RECORDED DATA:
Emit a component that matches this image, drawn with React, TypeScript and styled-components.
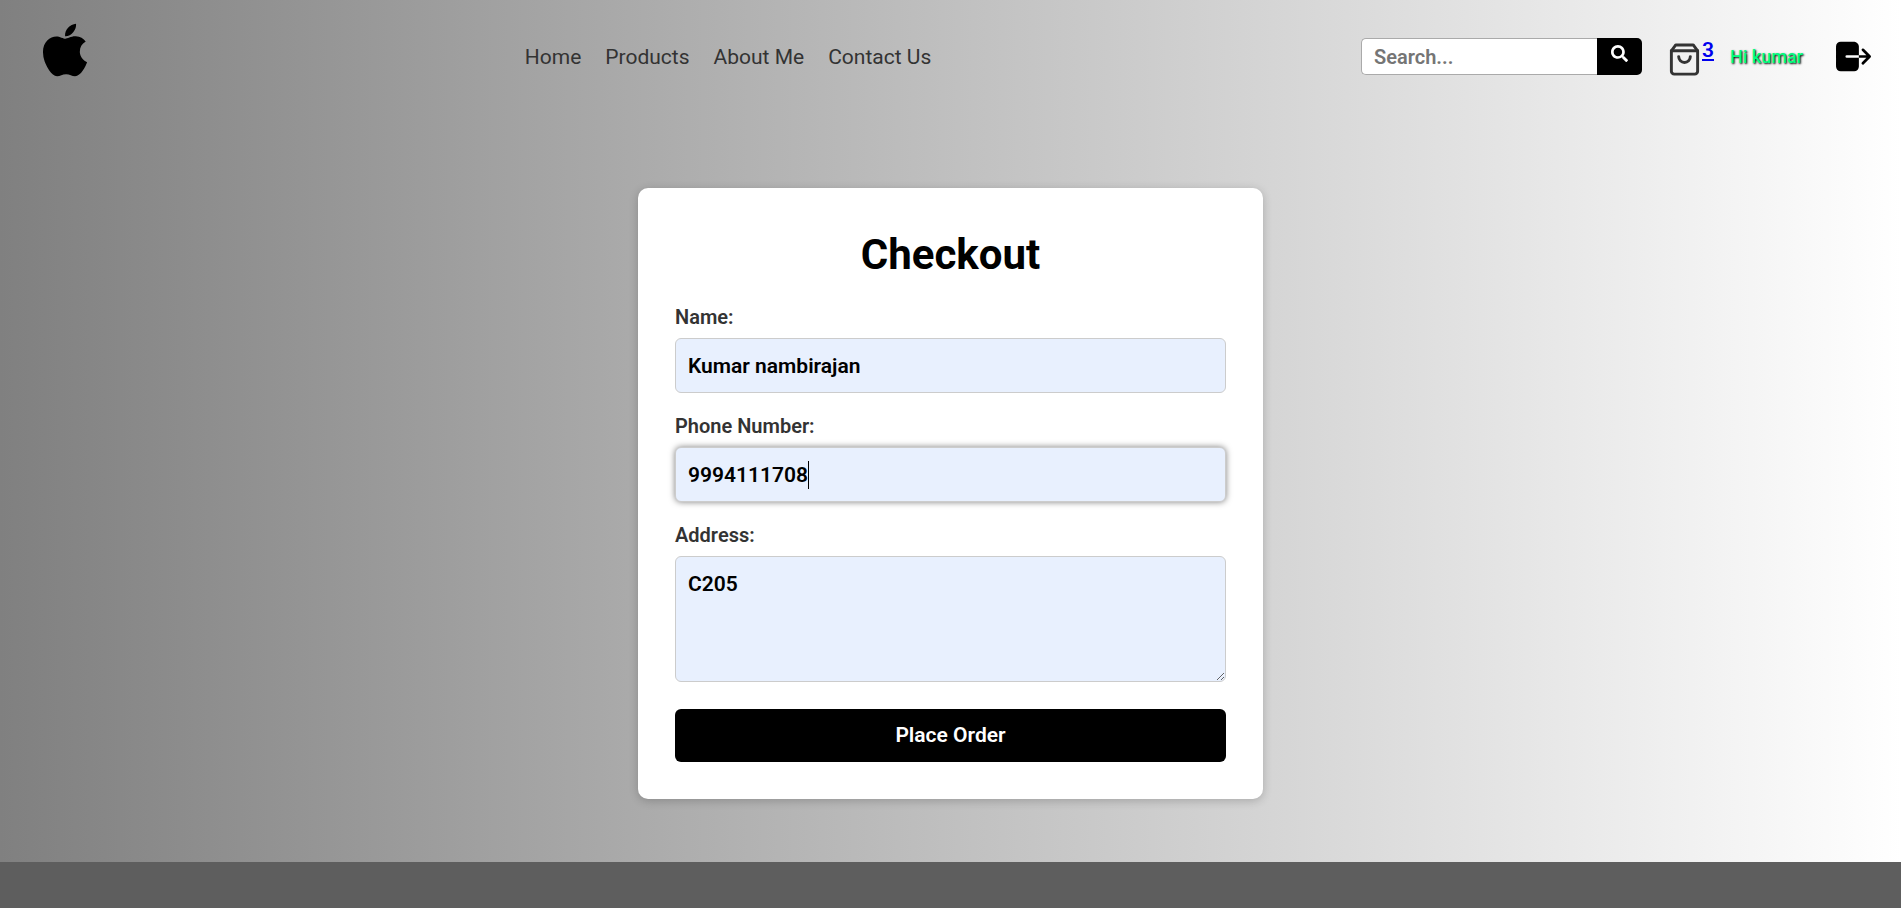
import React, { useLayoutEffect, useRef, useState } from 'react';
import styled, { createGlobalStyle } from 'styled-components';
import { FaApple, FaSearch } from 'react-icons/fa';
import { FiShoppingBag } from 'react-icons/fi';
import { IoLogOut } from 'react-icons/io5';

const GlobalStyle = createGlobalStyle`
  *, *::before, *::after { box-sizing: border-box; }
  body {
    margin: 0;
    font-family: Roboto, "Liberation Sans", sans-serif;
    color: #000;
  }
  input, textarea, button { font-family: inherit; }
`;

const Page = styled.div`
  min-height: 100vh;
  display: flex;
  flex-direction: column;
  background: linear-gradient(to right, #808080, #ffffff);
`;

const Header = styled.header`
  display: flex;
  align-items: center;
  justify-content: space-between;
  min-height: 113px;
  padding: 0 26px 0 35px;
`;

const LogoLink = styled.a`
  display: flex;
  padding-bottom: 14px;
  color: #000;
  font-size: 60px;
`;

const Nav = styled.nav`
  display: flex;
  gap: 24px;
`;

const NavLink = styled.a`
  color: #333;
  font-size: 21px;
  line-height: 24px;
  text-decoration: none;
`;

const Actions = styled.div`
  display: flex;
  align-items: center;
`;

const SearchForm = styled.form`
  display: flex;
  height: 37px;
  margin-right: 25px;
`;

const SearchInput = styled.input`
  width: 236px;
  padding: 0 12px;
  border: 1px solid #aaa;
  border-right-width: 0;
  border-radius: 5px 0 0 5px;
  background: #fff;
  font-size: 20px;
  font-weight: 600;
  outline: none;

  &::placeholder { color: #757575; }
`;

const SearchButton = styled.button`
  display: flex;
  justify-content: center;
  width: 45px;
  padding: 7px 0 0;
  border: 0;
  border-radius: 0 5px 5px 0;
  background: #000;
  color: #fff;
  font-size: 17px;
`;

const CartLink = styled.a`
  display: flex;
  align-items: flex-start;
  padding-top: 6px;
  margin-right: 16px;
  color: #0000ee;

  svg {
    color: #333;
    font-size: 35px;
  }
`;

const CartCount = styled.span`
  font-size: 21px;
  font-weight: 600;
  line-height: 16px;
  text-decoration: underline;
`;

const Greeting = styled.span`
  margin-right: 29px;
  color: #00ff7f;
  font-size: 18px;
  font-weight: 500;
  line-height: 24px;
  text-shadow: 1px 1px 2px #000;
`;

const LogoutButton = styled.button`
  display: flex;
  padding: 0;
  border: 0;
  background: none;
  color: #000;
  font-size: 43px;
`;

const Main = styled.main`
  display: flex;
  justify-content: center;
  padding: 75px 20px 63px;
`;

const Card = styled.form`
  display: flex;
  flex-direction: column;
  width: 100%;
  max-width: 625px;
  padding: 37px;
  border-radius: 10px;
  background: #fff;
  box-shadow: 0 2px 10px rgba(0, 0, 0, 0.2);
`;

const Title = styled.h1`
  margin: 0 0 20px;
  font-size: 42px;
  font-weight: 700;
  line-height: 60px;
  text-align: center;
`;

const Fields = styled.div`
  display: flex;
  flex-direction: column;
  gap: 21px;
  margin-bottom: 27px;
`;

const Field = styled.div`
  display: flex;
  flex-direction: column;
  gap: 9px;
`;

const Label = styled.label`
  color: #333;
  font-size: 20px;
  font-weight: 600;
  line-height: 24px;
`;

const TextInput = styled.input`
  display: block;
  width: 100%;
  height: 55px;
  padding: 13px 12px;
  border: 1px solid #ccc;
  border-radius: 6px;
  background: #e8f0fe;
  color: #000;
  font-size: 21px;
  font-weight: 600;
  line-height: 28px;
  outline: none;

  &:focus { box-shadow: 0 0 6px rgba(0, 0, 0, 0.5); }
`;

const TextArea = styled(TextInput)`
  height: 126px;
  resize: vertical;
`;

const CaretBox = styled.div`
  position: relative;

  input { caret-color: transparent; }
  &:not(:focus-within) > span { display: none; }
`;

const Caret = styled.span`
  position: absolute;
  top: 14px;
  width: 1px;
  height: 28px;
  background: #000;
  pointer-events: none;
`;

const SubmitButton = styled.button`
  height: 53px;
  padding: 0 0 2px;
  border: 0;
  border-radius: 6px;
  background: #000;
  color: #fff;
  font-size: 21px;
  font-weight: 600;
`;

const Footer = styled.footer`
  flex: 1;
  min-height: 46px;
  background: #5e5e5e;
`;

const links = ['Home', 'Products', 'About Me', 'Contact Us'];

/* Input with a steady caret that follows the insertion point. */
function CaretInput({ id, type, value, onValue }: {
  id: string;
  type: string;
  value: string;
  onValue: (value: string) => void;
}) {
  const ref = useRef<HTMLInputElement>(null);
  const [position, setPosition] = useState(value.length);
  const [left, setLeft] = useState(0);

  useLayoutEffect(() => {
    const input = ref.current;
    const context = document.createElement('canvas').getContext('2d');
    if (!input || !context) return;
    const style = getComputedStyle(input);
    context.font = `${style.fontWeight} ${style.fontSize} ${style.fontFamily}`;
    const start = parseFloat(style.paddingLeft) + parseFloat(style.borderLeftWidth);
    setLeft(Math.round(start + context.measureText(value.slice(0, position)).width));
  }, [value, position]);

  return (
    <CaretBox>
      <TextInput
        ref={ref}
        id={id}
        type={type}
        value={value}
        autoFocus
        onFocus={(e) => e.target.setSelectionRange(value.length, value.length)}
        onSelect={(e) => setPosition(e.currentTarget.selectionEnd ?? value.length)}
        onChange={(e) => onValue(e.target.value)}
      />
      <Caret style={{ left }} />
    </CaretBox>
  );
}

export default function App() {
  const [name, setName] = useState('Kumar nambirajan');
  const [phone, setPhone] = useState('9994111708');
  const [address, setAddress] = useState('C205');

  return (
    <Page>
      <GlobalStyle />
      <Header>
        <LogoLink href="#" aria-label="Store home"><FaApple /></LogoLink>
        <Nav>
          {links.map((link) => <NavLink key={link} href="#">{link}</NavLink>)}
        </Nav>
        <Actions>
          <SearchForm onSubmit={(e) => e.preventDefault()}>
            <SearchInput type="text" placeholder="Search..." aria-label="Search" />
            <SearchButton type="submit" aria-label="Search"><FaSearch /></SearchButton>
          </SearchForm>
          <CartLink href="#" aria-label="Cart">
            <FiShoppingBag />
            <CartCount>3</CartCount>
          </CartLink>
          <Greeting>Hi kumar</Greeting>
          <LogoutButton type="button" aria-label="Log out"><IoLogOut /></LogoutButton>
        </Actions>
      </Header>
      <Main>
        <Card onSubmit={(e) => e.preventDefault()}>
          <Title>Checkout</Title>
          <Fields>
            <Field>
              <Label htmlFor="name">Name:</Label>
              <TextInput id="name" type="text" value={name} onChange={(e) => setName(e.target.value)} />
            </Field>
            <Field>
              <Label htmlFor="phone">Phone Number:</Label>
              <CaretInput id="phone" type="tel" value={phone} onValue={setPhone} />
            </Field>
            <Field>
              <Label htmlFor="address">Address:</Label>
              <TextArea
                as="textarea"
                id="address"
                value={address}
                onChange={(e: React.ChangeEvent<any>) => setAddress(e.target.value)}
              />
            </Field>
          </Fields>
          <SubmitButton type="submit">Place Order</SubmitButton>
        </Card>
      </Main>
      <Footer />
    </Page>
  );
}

TASK INSTRUCTIONS:
Give the material again exactly as it is, but keep the pictures out.

EXERCISE RESULT:
Emit a component that matches this image, drawn with React, TypeScript and styled-components.
import React, { useLayoutEffect, useRef, useState } from 'react';
import styled, { createGlobalStyle } from 'styled-components';
import { FaApple, FaSearch } from 'react-icons/fa';
import { FiShoppingBag } from 'react-icons/fi';
import { IoLogOut } from 'react-icons/io5';

const GlobalStyle = createGlobalStyle`
  *, *::before, *::after { box-sizing: border-box; }
  body {
    margin: 0;
    font-family: Roboto, "Liberation Sans", sans-serif;
    color: #000;
  }
  input, textarea, button { font-family: inherit; }
`;

const Page = styled.div`
  min-height: 100vh;
  display: flex;
  flex-direction: column;
  background: linear-gradient(to right, #808080, #ffffff);
`;

const Header = styled.header`
  display: flex;
  align-items: center;
  justify-content: space-between;
  min-height: 113px;
  padding: 0 26px 0 35px;
`;

const LogoLink = styled.a`
  display: flex;
  padding-bottom: 14px;
  color: #000;
  font-size: 60px;
`;

const Nav = styled.nav`
  display: flex;
  gap: 24px;
`;

const NavLink = styled.a`
  color: #333;
  font-size: 21px;
  line-height: 24px;
  text-decoration: none;
`;

const Actions = styled.div`
  display: flex;
  align-items: center;
`;

const SearchForm = styled.form`
  display: flex;
  height: 37px;
  margin-right: 25px;
`;

const SearchInput = styled.input`
  width: 236px;
  padding: 0 12px;
  border: 1px solid #aaa;
  border-right-width: 0;
  border-radius: 5px 0 0 5px;
  background: #fff;
  font-size: 20px;
  font-weight: 600;
  outline: none;

  &::placeholder { color: #757575; }
`;

const SearchButton = styled.button`
  display: flex;
  justify-content: center;
  width: 45px;
  padding: 7px 0 0;
  border: 0;
  border-radius: 0 5px 5px 0;
  background: #000;
  color: #fff;
  font-size: 17px;
`;

const CartLink = styled.a`
  display: flex;
  align-items: flex-start;
  padding-top: 6px;
  margin-right: 16px;
  color: #0000ee;

  svg {
    color: #333;
    font-size: 35px;
  }
`;

const CartCount = styled.span`
  font-size: 21px;
  font-weight: 600;
  line-height: 16px;
  text-decoration: underline;
`;

const Greeting = styled.span`
  margin-right: 29px;
  color: #00ff7f;
  font-size: 18px;
  font-weight: 500;
  line-height: 24px;
  text-shadow: 1px 1px 2px #000;
`;

const LogoutButton = styled.button`
  display: flex;
  padding: 0;
  border: 0;
  background: none;
  color: #000;
  font-size: 43px;
`;

const Main = styled.main`
  display: flex;
  justify-content: center;
  padding: 75px 20px 63px;
`;

const Card = styled.form`
  display: flex;
  flex-direction: column;
  width: 100%;
  max-width: 625px;
  padding: 37px;
  border-radius: 10px;
  background: #fff;
  box-shadow: 0 2px 10px rgba(0, 0, 0, 0.2);
`;

const Title = styled.h1`
  margin: 0 0 20px;
  font-size: 42px;
  font-weight: 700;
  line-height: 60px;
  text-align: center;
`;

const Fields = styled.div`
  display: flex;
  flex-direction: column;
  gap: 21px;
  margin-bottom: 27px;
`;

const Field = styled.div`
  display: flex;
  flex-direction: column;
  gap: 9px;
`;

const Label = styled.label`
  color: #333;
  font-size: 20px;
  font-weight: 600;
  line-height: 24px;
`;

const TextInput = styled.input`
  display: block;
  width: 100%;
  height: 55px;
  padding: 13px 12px;
  border: 1px solid #ccc;
  border-radius: 6px;
  background: #e8f0fe;
  color: #000;
  font-size: 21px;
  font-weight: 600;
  line-height: 28px;
  outline: none;

  &:focus { box-shadow: 0 0 6px rgba(0, 0, 0, 0.5); }
`;

const TextArea = styled(TextInput)`
  height: 126px;
  resize: vertical;
`;

const CaretBox = styled.div`
  position: relative;

  input { caret-color: transparent; }
  &:not(:focus-within) > span { display: none; }
`;

const Caret = styled.span`
  position: absolute;
  top: 14px;
  width: 1px;
  height: 28px;
  background: #000;
  pointer-events: none;
`;

const SubmitButton = styled.button`
  height: 53px;
  padding: 0 0 2px;
  border: 0;
  border-radius: 6px;
  background: #000;
  color: #fff;
  font-size: 21px;
  font-weight: 600;
`;

const Footer = styled.footer`
  flex: 1;
  min-height: 46px;
  background: #5e5e5e;
`;

const links = ['Home', 'Products', 'About Me', 'Contact Us'];

/* Input with a steady caret that follows the insertion point. */
function CaretInput({ id, type, value, onValue }: {
  id: string;
  type: string;
  value: string;
  onValue: (value: string) => void;
}) {
  const ref = useRef<HTMLInputElement>(null);
  const [position, setPosition] = useState(value.length);
  const [left, setLeft] = useState(0);

  useLayoutEffect(() => {
    const input = ref.current;
    const context = document.createElement('canvas').getContext('2d');
    if (!input || !context) return;
    const style = getComputedStyle(input);
    context.font = `${style.fontWeight} ${style.fontSize} ${style.fontFamily}`;
    const start = parseFloat(style.paddingLeft) + parseFloat(style.borderLeftWidth);
    setLeft(Math.round(start + context.measureText(value.slice(0, position)).width));
  }, [value, position]);

  return (
    <CaretBox>
      <TextInput
        ref={ref}
        id={id}
        type={type}
        value={value}
        autoFocus
        onFocus={(e) => e.target.setSelectionRange(value.length, value.length)}
        onSelect={(e) => setPosition(e.currentTarget.selectionEnd ?? value.length)}
        onChange={(e) => onValue(e.target.value)}
      />
      <Caret style={{ left }} />
    </CaretBox>
  );
}

export default function App() {
  const [name, setName] = useState('Kumar nambirajan');
  const [phone, setPhone] = useState('9994111708');
  const [address, setAddress] = useState('C205');

  return (
    <Page>
      <GlobalStyle />
      <Header>
        <LogoLink href="#" aria-label="Store home"><FaApple /></LogoLink>
        <Nav>
          {links.map((link) => <NavLink key={link} href="#">{link}</NavLink>)}
        </Nav>
        <Actions>
          <SearchForm onSubmit={(e) => e.preventDefault()}>
            <SearchInput type="text" placeholder="Search..." aria-label="Search" />
            <SearchButton type="submit" aria-label="Search"><FaSearch /></SearchButton>
          </SearchForm>
          <CartLink href="#" aria-label="Cart">
            <FiShoppingBag />
            <CartCount>3</CartCount>
          </CartLink>
          <Greeting>Hi kumar</Greeting>
          <LogoutButton type="button" aria-label="Log out"><IoLogOut /></LogoutButton>
        </Actions>
      </Header>
      <Main>
        <Card onSubmit={(e) => e.preventDefault()}>
          <Title>Checkout</Title>
          <Fields>
            <Field>
              <Label htmlFor="name">Name:</Label>
              <TextInput id="name" type="text" value={name} onChange={(e) => setName(e.target.value)} />
            </Field>
            <Field>
              <Label htmlFor="phone">Phone Number:</Label>
              <CaretInput id="phone" type="tel" value={phone} onValue={setPhone} />
            </Field>
            <Field>
              <Label htmlFor="address">Address:</Label>
              <TextArea
                as="textarea"
                id="address"
                value={address}
                onChange={(e: React.ChangeEvent<any>) => setAddress(e.target.value)}
              />
            </Field>
          </Fields>
          <SubmitButton type="submit">Place Order</SubmitButton>
        </Card>
      </Main>
      <Footer />
    </Page>
  );
}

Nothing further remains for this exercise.